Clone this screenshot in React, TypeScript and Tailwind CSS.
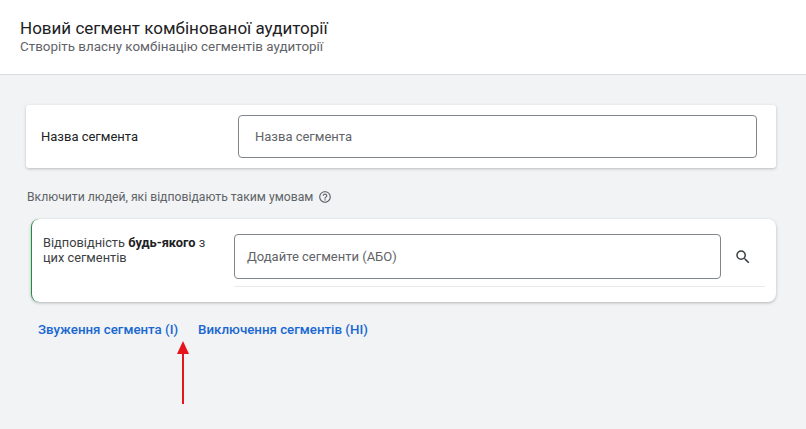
export default function App() {
  return (
    <div className="w-[806px] h-[429px] bg-[#f1f3f4] relative overflow-hidden" style={{ fontFamily: 'Roboto, "Liberation Sans", sans-serif' }}>
      <div className="h-[75px] bg-white border-b border-[#dadce0] pl-[20px] pt-[17px]">
        <div className="text-[17px] leading-[22px] text-[#202124]">Новий сегмент комбінованої аудиторії</div>
        <div className="text-[13.4px] leading-[16px] text-[#5f6368]">Створіть власну комбінацію сегментів аудиторії</div>
      </div>
      <div className="pl-[26px] pr-[30px] pt-[30px]">
        <div className="bg-white rounded-[3px] shadow-[0_1px_3px_rgba(60,64,67,0.3)] h-[63px] flex items-center pl-[15px] pr-[19px]">
          <div className="w-[197px] text-[13px] text-[#202124]">Назва сегмента</div>
          <div className="flex-1 h-[43px] border border-[#80868b] rounded-[4px] flex items-center px-[16px] text-[13px] text-[#5f6368]">Назва сегмента</div>
        </div>
        <div className="mt-[20px] flex items-center gap-[5px] text-[12.2px] text-[#5f6368] pl-[1px]">
          Включити людей, які відповідають таким умовам
          <svg width="14" height="14" viewBox="0 0 24 24" fill="#5f6368"><path d="M11 18h2v-2h-2v2zm1-16C6.48 2 2 6.48 2 12s4.48 10 10 10 10-4.48 10-10S17.52 2 12 2zm0 18c-4.41 0-8-3.59-8-8s3.59-8 8-8 8 3.59 8 8-3.59 8-8 8zm0-14c-2.21 0-4 1.79-4 4h2c0-1.1.9-2 2-2s2 .9 2 2c0 2-3 1.75-3 5h2c0-2.25 3-2.5 3-5 0-2.21-1.79-4-4-4z"/></svg>
        </div>
        <div className="ml-[5px] mt-[13px] bg-white rounded-[8px] border-l-[1.5px] border-[#1e8e3e] shadow-[0_1px_3px_rgba(60,64,67,0.35)] h-[83px] flex pl-[11px] pr-[11px] pt-[15px]">
          <div className="w-[191px] pr-[20px] text-[12.8px] leading-[15px] text-[#3c4043] pt-[1px]">Відповідність <b className="text-[#202124]">будь-якого</b> з цих сегментів</div>
          <div className="flex-1">
            <div className="flex items-center">
              <div className="flex-1 h-[45px] border border-[#80868b] rounded-[4px] flex items-center px-[12px] text-[13px] text-[#5f6368]">Додайте сегменти (АБО)</div>
              <div className="w-[44px] flex justify-center">
                <svg width="18" height="18" viewBox="0 0 24 24" fill="#3c4043"><path d="M15.5 14h-.79l-.28-.27A6.471 6.471 0 0016 9.5 6.5 6.5 0 109.5 16c1.61 0 3.09-.59 4.23-1.57l.27.28v.79l5 4.99L20.49 19l-4.99-5zm-6 0C7.01 14 5 11.99 5 9.5S7.01 5 9.5 5 14 7.01 14 9.5 11.99 14 9.5 14z"/></svg>
              </div>
            </div>
            <div className="mt-[7px] border-b border-[#e8eaed]"></div>
          </div>
        </div>
        <div className="mt-[18px] pl-[12px] flex gap-[20px] text-[13.3px] font-medium text-[#1967d2]">
          <span>Звуження сегмента (І)</span>
          <span>Виключення сегментів (НІ)</span>
        </div>
      </div>
      <svg className="absolute left-[176px] top-[341px]" width="14" height="64" viewBox="0 0 14 64">
        <line x1="7" y1="10" x2="7" y2="63" stroke="#e8141b" strokeWidth="2" />
        <polygon points="7,0 1,13 13,13" fill="#e8141b" />
      </svg>
    </div>
  );
}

----

All of the material above needs to be restated exactly, with no pictures.

Clone this screenshot in React, TypeScript and Tailwind CSS.
export default function App() {
  return (
    <div className="w-[806px] h-[429px] bg-[#f1f3f4] relative overflow-hidden" style={{ fontFamily: 'Roboto, "Liberation Sans", sans-serif' }}>
      <div className="h-[75px] bg-white border-b border-[#dadce0] pl-[20px] pt-[17px]">
        <div className="text-[17px] leading-[22px] text-[#202124]">Новий сегмент комбінованої аудиторії</div>
        <div className="text-[13.4px] leading-[16px] text-[#5f6368]">Створіть власну комбінацію сегментів аудиторії</div>
      </div>
      <div className="pl-[26px] pr-[30px] pt-[30px]">
        <div className="bg-white rounded-[3px] shadow-[0_1px_3px_rgba(60,64,67,0.3)] h-[63px] flex items-center pl-[15px] pr-[19px]">
          <div className="w-[197px] text-[13px] text-[#202124]">Назва сегмента</div>
          <div className="flex-1 h-[43px] border border-[#80868b] rounded-[4px] flex items-center px-[16px] text-[13px] text-[#5f6368]">Назва сегмента</div>
        </div>
        <div className="mt-[20px] flex items-center gap-[5px] text-[12.2px] text-[#5f6368] pl-[1px]">
          Включити людей, які відповідають таким умовам
          <svg width="14" height="14" viewBox="0 0 24 24" fill="#5f6368"><path d="M11 18h2v-2h-2v2zm1-16C6.48 2 2 6.48 2 12s4.48 10 10 10 10-4.48 10-10S17.52 2 12 2zm0 18c-4.41 0-8-3.59-8-8s3.59-8 8-8 8 3.59 8 8-3.59 8-8 8zm0-14c-2.21 0-4 1.79-4 4h2c0-1.1.9-2 2-2s2 .9 2 2c0 2-3 1.75-3 5h2c0-2.25 3-2.5 3-5 0-2.21-1.79-4-4-4z"/></svg>
        </div>
        <div className="ml-[5px] mt-[13px] bg-white rounded-[8px] border-l-[1.5px] border-[#1e8e3e] shadow-[0_1px_3px_rgba(60,64,67,0.35)] h-[83px] flex pl-[11px] pr-[11px] pt-[15px]">
          <div className="w-[191px] pr-[20px] text-[12.8px] leading-[15px] text-[#3c4043] pt-[1px]">Відповідність <b className="text-[#202124]">будь-якого</b> з цих сегментів</div>
          <div className="flex-1">
            <div className="flex items-center">
              <div className="flex-1 h-[45px] border border-[#80868b] rounded-[4px] flex items-center px-[12px] text-[13px] text-[#5f6368]">Додайте сегменти (АБО)</div>
              <div className="w-[44px] flex justify-center">
                <svg width="18" height="18" viewBox="0 0 24 24" fill="#3c4043"><path d="M15.5 14h-.79l-.28-.27A6.471 6.471 0 0016 9.5 6.5 6.5 0 109.5 16c1.61 0 3.09-.59 4.23-1.57l.27.28v.79l5 4.99L20.49 19l-4.99-5zm-6 0C7.01 14 5 11.99 5 9.5S7.01 5 9.5 5 14 7.01 14 9.5 11.99 14 9.5 14z"/></svg>
              </div>
            </div>
            <div className="mt-[7px] border-b border-[#e8eaed]"></div>
          </div>
        </div>
        <div className="mt-[18px] pl-[12px] flex gap-[20px] text-[13.3px] font-medium text-[#1967d2]">
          <span>Звуження сегмента (І)</span>
          <span>Виключення сегментів (НІ)</span>
        </div>
      </div>
      <svg className="absolute left-[176px] top-[341px]" width="14" height="64" viewBox="0 0 14 64">
        <line x1="7" y1="10" x2="7" y2="63" stroke="#e8141b" strokeWidth="2" />
        <polygon points="7,0 1,13 13,13" fill="#e8141b" />
      </svg>
    </div>
  );
}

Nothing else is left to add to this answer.